Monitoring those four aspects of business would allow the company to monitor development from all relevant perspectives rather than focusing only on financial gain as a method of business evaluation (Kaplan and Norton 76). Furthermore, defining clear objectives will enable the management to distribute assignments equally among departments and maintain relevant objectives when translating those statements on team or individual levels. The classification of objectives into four aspects is the only method to support harmonious development without neglecting essential aspects that define a successful company. Although intangible assets are defined as invisible, their measurements define the value of the company, so the focus of objectives should expand from pure financial goals into developing internal processes, learning, and growth.
Effective collaboration between departments and different levels within an organization determines the company’s success, so the implementation of objectives and interventions would start from higher levels and proceed to individual levels of the company. Because there are many levels in organizations, the most important aspect of implementing a balanced scorecard is to understand that it works both ways in a company because that is the only way to regulate the planned process of achieving a common goal (Kaplan and Norton 80). Rather than translating it only from upper management towards teams and individuals, the individuals should always provide feedback that will help the management monitor and adjust goals to keep the company on the desired trajectory of development and growth.
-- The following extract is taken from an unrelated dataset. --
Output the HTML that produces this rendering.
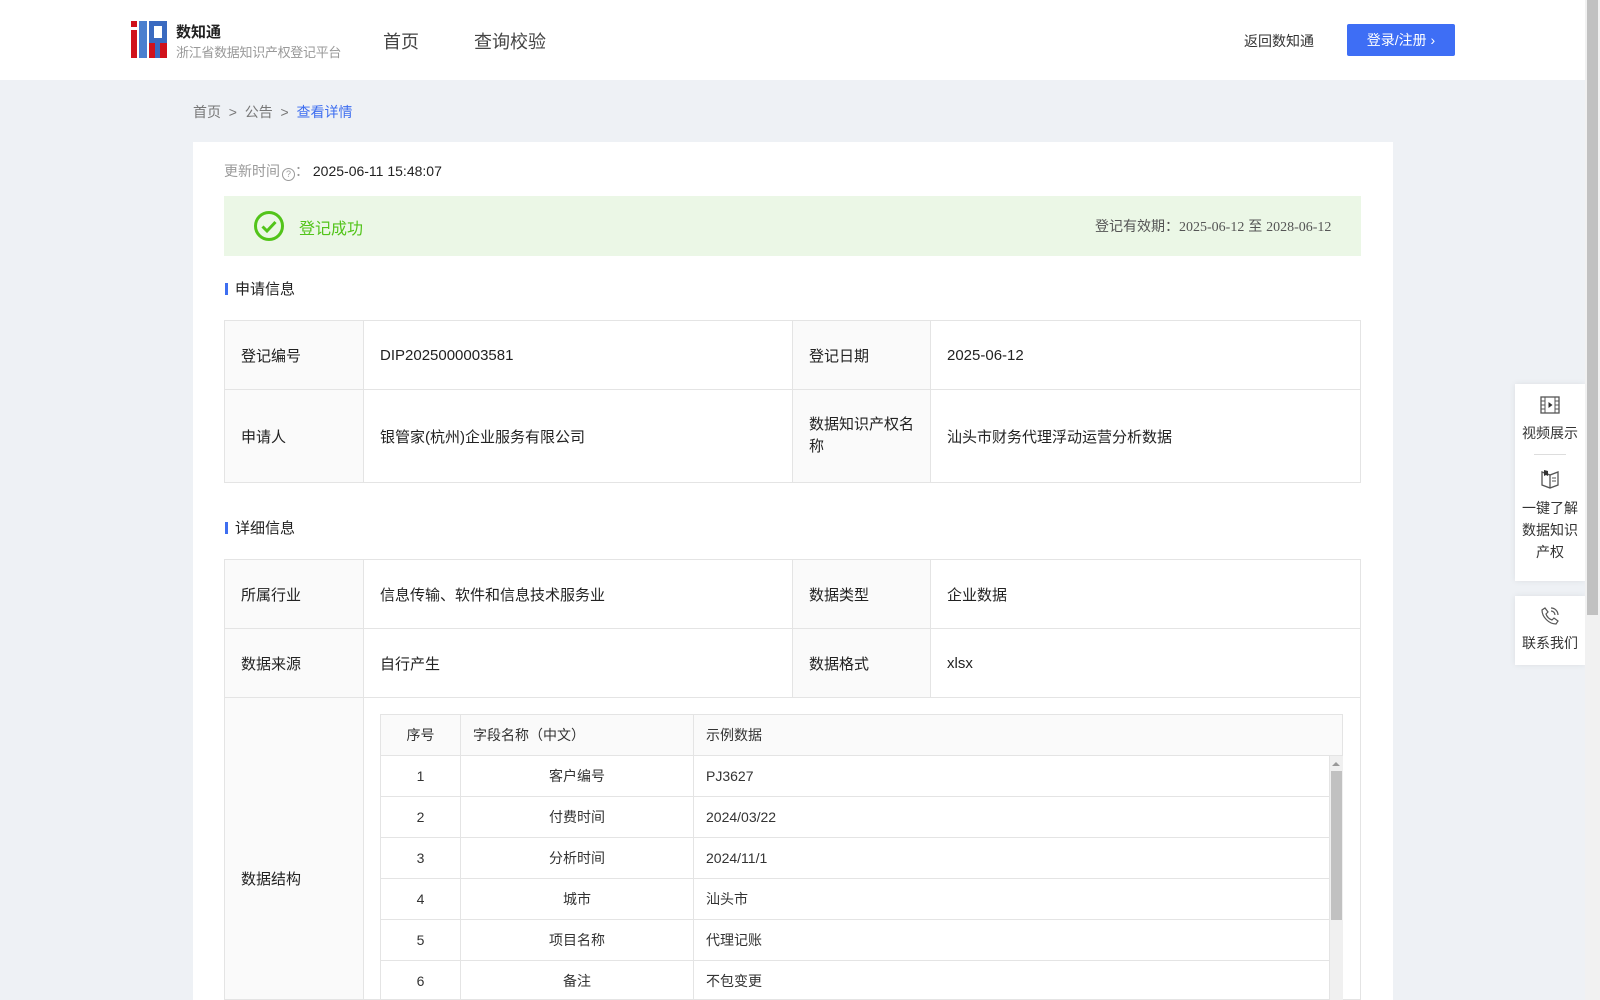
<!DOCTYPE html>
<html style="height:1000px;overflow:hidden"><head><meta charset="utf-8"><style>
*{margin:0;padding:0;box-sizing:border-box}
body{width:1600px;height:1000px;overflow:hidden;background:#eef1f5;font-family:"Liberation Sans","Noto Sans CJK SC",sans-serif;color:#333;position:relative}
.abs{position:absolute}
.hdr{left:0;top:0;width:1585px;height:80px;background:#fff}
.sb{left:1585px;top:0;width:15px;height:1000px;background:#f1f1f1}
.sbt{left:1587px;top:0;width:11px;height:615px;background:#c1c1c1}
.card{left:193px;top:142px;width:1200px;height:858px;background:#fff}
table{border-collapse:collapse;position:absolute;font-size:15px;color:#222}
td{border:1px solid #e4e4e4;padding:0 16px;vertical-align:middle}
td.l{background:#fafafa}
.sec{font-size:15px;color:#222}
.sec:before{content:"";position:absolute;left:-10px;top:5px;width:3px;height:12px;background:#3e6ef0}
.it td{font-size:14px;color:#333;height:41px;border-color:#e4e4e4}
.side{background:#fff;box-shadow:0 0 6px rgba(0,0,0,.08);text-align:center;font-size:14px;color:#333;line-height:22px}
.wrap{position:absolute;left:0;top:0;width:1600px;height:1000px;overflow:hidden}
</style></head><body><div class="wrap">
<div class="abs hdr"></div>
<svg class="abs" style="left:131px;top:21px" width="36" height="37" viewBox="0 0 36 37">
<rect x="0" y="0" width="6" height="6" fill="#d0121b"/><rect x="0" y="9" width="6" height="28" fill="#d0121b"/>
<rect x="8" y="0" width="8" height="37" fill="#4a7fcf"/><rect x="18" y="0" width="18" height="37" fill="#3a6ac0"/>
<rect x="23" y="5" width="8" height="12" fill="#fff"/><rect x="18" y="22" width="6" height="15" fill="#d0121b"/><rect x="29" y="22" width="7" height="15" fill="#d0121b"/>
</svg>
<div class="abs" style="left:176px;top:21px;font-size:15px;font-weight:bold;color:#222">数知通</div>
<div class="abs" style="left:176px;top:42px;font-size:13px;color:#999;letter-spacing:-0.3px">浙江省数据知识产权登记平台</div>
<div class="abs" style="left:383px;top:28px;font-size:18px;color:#444">首页</div>
<div class="abs" style="left:474px;top:28px;font-size:18px;color:#444">查询校验</div>
<div class="abs" style="left:1244px;top:31px;font-size:14px;color:#333">返回数知通</div>
<div class="abs" style="left:1347px;top:24px;width:108px;height:32px;background:#3e6ef5;border-radius:2px;color:#fff;font-size:14px;line-height:32px;text-align:center">登录/注册 ›</div>
<div class="abs" style="left:193px;top:102px;font-size:14px;color:#777">首页 &nbsp;&gt;&nbsp; 公告 &nbsp;&gt;&nbsp; <span style="color:#3e6ef0">查看详情</span></div>
<div class="abs card"></div>
<div class="abs" style="left:224px;top:161px;font-size:14px;color:#999">更新时间<span style="display:inline-block;width:13px;height:13px;border:1px solid #999;border-radius:50%;font-size:9px;line-height:11px;text-align:center;vertical-align:-1px;margin-left:2px">?</span>： <span style="color:#222">2025-06-11 15:48:07</span></div>
<div class="abs" style="left:224px;top:196px;width:1137px;height:60px;background:#ebf7e6"></div>
<svg class="abs" style="left:253px;top:210px" width="32" height="32" viewBox="0 0 32 32"><circle cx="16" cy="16" r="13.5" fill="none" stroke="#52c41a" stroke-width="3"/><path d="M9.5 16.5l4.5 4.5 8.5-9" fill="none" stroke="#52c41a" stroke-width="3"/></svg>
<div class="abs" style="left:299px;top:215px;font-size:16px;color:#52c41a">登记成功</div>
<div class="abs" style="left:1095px;top:216px;font-size:14px;color:#555">登记有效期：<span style="font-family:'Liberation Serif',serif">2025-06-12</span> 至 <span style="font-family:'Liberation Serif',serif">2028-06-12</span></div>
<div class="abs sec" style="left:235px;top:278px">申请信息</div>
<table style="left:224px;top:320px;width:1137px">
<tr style="height:69px"><td class="l" style="width:139px">登记编号</td><td style="width:429px">DIP2025000003581</td><td class="l" style="width:138px">登记日期</td><td>2025-06-12</td></tr>
<tr style="height:93px"><td class="l">申请人</td><td>银管家(杭州)企业服务有限公司</td><td class="l" style="line-height:22px">数据知识产权名称</td><td>汕头市财务代理浮动运营分析数据</td></tr>
</table>
<div class="abs sec" style="left:235px;top:517px">详细信息</div>
<table style="left:224px;top:559px;width:1137px">
<tr style="height:69px"><td class="l" style="width:139px">所属行业</td><td style="width:429px">信息传输、软件和信息技术服务业</td><td class="l" style="width:138px">数据类型</td><td>企业数据</td></tr>
<tr style="height:69px"><td class="l">数据来源</td><td>自行产生</td><td class="l">数据格式</td><td>xlsx</td></tr>
<tr style="height:302px"><td class="l"></td><td colspan="3"></td></tr>
</table>
<div class="abs" style="left:241px;top:868px;font-size:15px;color:#222">数据结构</div>
<div class="abs" style="left:380px;top:714px;width:963px;height:286px;overflow:hidden">
<table class="it" style="left:0;top:0;width:963px">
<tr style="background:#fafafa"><td style="width:80px;text-align:center">序号</td><td style="width:233px;padding-left:12px">字段名称（中文）</td><td style="padding-left:12px">示例数据</td></tr>
<tr><td style="text-align:center">1</td><td style="text-align:center">客户编号</td><td style="padding-left:12px">PJ3627</td></tr>
<tr><td style="text-align:center">2</td><td style="text-align:center">付费时间</td><td style="padding-left:12px">2024/03/22</td></tr>
<tr><td style="text-align:center">3</td><td style="text-align:center">分析时间</td><td style="padding-left:12px">2024/11/1</td></tr>
<tr><td style="text-align:center">4</td><td style="text-align:center">城市</td><td style="padding-left:12px">汕头市</td></tr>
<tr><td style="text-align:center">5</td><td style="text-align:center">项目名称</td><td style="padding-left:12px">代理记账</td></tr>
<tr><td style="text-align:center">6</td><td style="text-align:center">备注</td><td style="padding-left:12px">不包变更</td></tr>
</table></div>
<div class="abs" style="left:1329px;top:756px;width:14px;height:244px;background:#f0f0f0;border-left:1px solid #e4e4e4"></div>
<div class="abs" style="left:1331px;top:771px;width:11px;height:149px;background:#c1c1c1"></div>
<div class="abs" style="left:1332px;top:762px;width:0;height:0;border:4px solid transparent;border-bottom:4px solid #999;border-top:0"></div>
<div class="abs side" style="left:1515px;top:384px;width:70px;height:197px">
<svg style="margin-top:12px" width="20" height="18" viewBox="0 0 20 18"><rect x="1" y="1" width="18" height="16" fill="none" stroke="#555" stroke-width="1.3"/><path d="M5 1v16M15 1v16M1 5h4M1 9h4M1 13h4M15 5h4M15 9h4M15 13h4" stroke="#555" stroke-width="1"/><path d="M8.5 6v6l4-3z" fill="#333"/></svg>
<div style="margin-top:2px">视频展示</div>
<div style="width:32px;height:1px;background:#ddd;margin:10px auto 14px"></div>
<svg width="20" height="20" viewBox="0 0 20 20"><path d="M2 3v13l8 3 8-3V3l-8 3z M10 6v13" fill="none" stroke="#555" stroke-width="1.3"/><path d="M4 1v6l2-1 2 1V2z" fill="#333"/><path d="M12 9h4M12 12h4" stroke="#555" stroke-width="1"/></svg>
<div style="margin-top:2px">一键了解<br>数据知识<br>产权</div>
</div>
<div class="abs side" style="left:1515px;top:596px;width:70px;height:69px">
<svg style="margin-top:10px" width="20" height="20" viewBox="0 0 20 20"><path d="M5 2l3 4-2 2c1 3 3 5 6 6l2-2 4 3-2 3C9 18 2 11 2 4z" fill="none" stroke="#555" stroke-width="1.2"/><path d="M11 5a4 4 0 0 1 4 4M11 2a7 7 0 0 1 7 7" fill="none" stroke="#555" stroke-width="1.2"/></svg>
<div>联系我们</div>
</div>
<div class="abs sb"></div><div class="abs sbt"></div>
</div></body></html>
2. Six Sigma Risks and Benefits in the Human Resources Department
The Six Sigma techniques were designed to both reduce costs in manufacturing and increase revenue. However, the same tool is often overlooked in the Human Resources (HR) department because the HR is rarely included in sales and pricing. An analysis of the Six Sigma model in practice indicates that there is no reason to apply it in the HR department. For example, a case study of Acme indicates that the pricing department and sales department play the most important role when resorting to the Six Sigma techniques (M. Sodhi and N. Sodhi 137). Other participants included the vice president (VP) of IT, the VP of finance, and the VP of marketing, but the entire case study fails to mention the HR department in any aspect of increasing performance and revenue (M. Sodhi and N. Sodhi 137). However, the HR department plays an important role when it comes to increasing revenue because it holds employee information that influences customer satisfaction.
The customer-employee relationships are the main concern in modern businesses (Fleming, Coffman, and Harter 114). While Six Sigma is mainly used by the sales and pricing departments, the HR department holds data on employee well-being, and the HR can measure employee well-being to study the outcome of their relationships with customers. According to Fleming, Coffman, and Harter, low customer and low employee engagement are assigned a baseline value, and high employee engagement without customer engagement is only 1.7 times more effective than baseline while high engagement from both sides yields 3.4 times more benefits than low engagement from both sides (112). If the HR can measure and evaluate customer-employee relationships, they can manage those relationships to increase the company’s revenue.
Although case studies show that the most loyal customers are those who form emotional bonds when communicating with the company’s employees, using the Six Sigma to measure employee-customer relationship can be unreliable (Fleming, Coffman, and Harter 109). It is obvious that the customer-employee relationship is a two-sided relationship. However, while a company can influence an employee’s well-being and behavior, it cannot support customer engagement directly. Most importantly, drastic changes in the HR management strategies are often required when companies implement the Human Sigma techniques. Although the positive outcomes of emotional satisfaction is empirically proven, some companies will have to evaluate their short-term and long-term abilities to allocate resources and change their HR policies regarding employee selection, promotions, performance appraisals, and performance recognition (Fleming, Coffman, and Harter 114).
The analysis of risks over gains indicates that potential waste of resources is higher than actual benefits, but it is possible and desirable to implement the Human Sigma techniques in the HR department. The only possible drawback is the obsession with objective data and empirical research on the effectiveness of the Human Sigma. Employee well-being is obviously subjective because it can be measured only with self-reported data. Furthermore, forcing any engagement from the customers’ side can easily turn into manipulation or privacy invasion, and that cannot create emotional satisfaction. However, the HR department should be familiar with those limitations to prevent potential obsessions with creating a perfect system. When limitations are respected, the HR can focus on factors they can control and accept the variability of factors they cannot control. With that approach, resources will be wisely used to increase revenue, so the HR department should implement the Human Sigma techniques because every increase in revenue will benefit the company. Most importantly, that is the only empirical method to monitor customer-employee relationships, and that relationship can be considered the most relevant factor for business success in the modern and competitive market.
Works Cited
Fleming, John H., Curt Coffman, and James K. Harter. “Manage Your Human Sigma.” Harvard Business Review, July-Aug (2005): 107-114. Web. 04 March 2012.
Kaplan, Robert S., and David P. Norton. “Using the Balanced Scorecard as a Strategic Management System.” Harvard Business Review, Jan-Feb (1996): 75-85. Web. 04 March 2012.
Sodhi, ManMohan S., and Navdeep S. Sodhi. “Six Sigma Pricing.” Harvard Business Review, May (2005): 135-142. Web. 04 March 2012.